If you already have an older version of DataJoint installed using pip, upgrade with

pip3 install --upgrade datajoint

Documentation and Tutorials

Citation

  • If your work uses DataJoint for Python, please cite the following Research Resource Identifier (RRID) and manuscript.

  • DataJoint (RRID:SCR_014543) - DataJoint for Python (version <Enter version number>)

  • Yatsenko D, Reimer J, Ecker AS, Walker EY, Sinz F, Berens P, Hoenselaar A, Cotton RJ, Siapas AS, Tolias AS. DataJoint: managing big scientific data using MATLAB or Python. bioRxiv. 2015 Jan 1:031658. doi: https://doi.org/10.1101/031658

Python Native Blobs

Click to expand details

DataJoint 0.12 adds full support for all native python data types in blobs: tuples, lists, sets, dicts, strings, bytes, None, and all their recursive combinations. The new blobs are a superset of the old functionality and are fully backward compatible. In previous versions, only MATLAB-style numerical arrays were fully supported. Some Python datatypes such as dicts were coerced into numpy recarrays and then fetched as such.

However, since some Python types were coerced into MATLAB types, old blobs and new blobs may now be fetched as different types of objects even if they were inserted the same way. For example, new dict objects will be returned as dict while the same types of objects inserted with datajoint 0.11 will be recarrays.

Since this is a big change, we chose to temporarily disable this feature by default in DataJoint for Python 0.12.x, allowing users to adjust their code if necessary. From 13.x, the flag will default to True (on), and will ultimately be removed when corresponding decode support for the new format is added to datajoint-matlab (see: datajoint-matlab #222, datajoint-python #765).
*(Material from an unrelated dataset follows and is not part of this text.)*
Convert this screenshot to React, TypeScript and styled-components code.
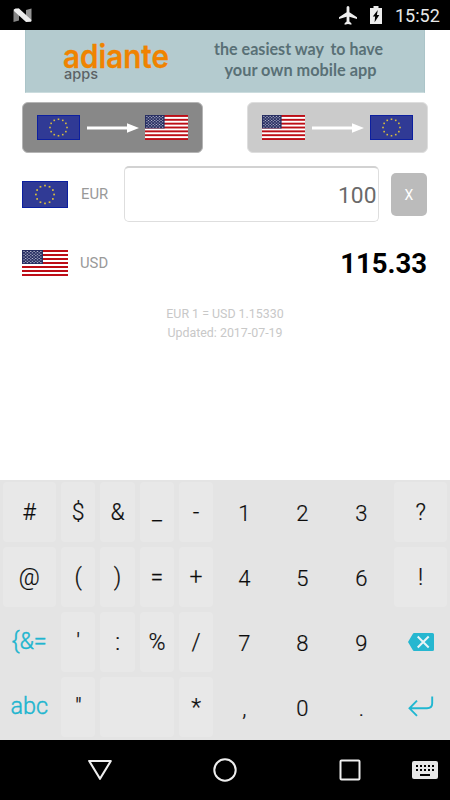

The flag is configured by setting the enable_python_native_blobs flag in dj.config.

import datajoint as dj
dj.config["enable_python_native_blobs"] = True

You can safely enable this setting if both of the following are true:

  • The only kinds of blobs your pipeline have inserted previously were numerical arrays.
  • You do not need to share blob data between Python and MATLAB.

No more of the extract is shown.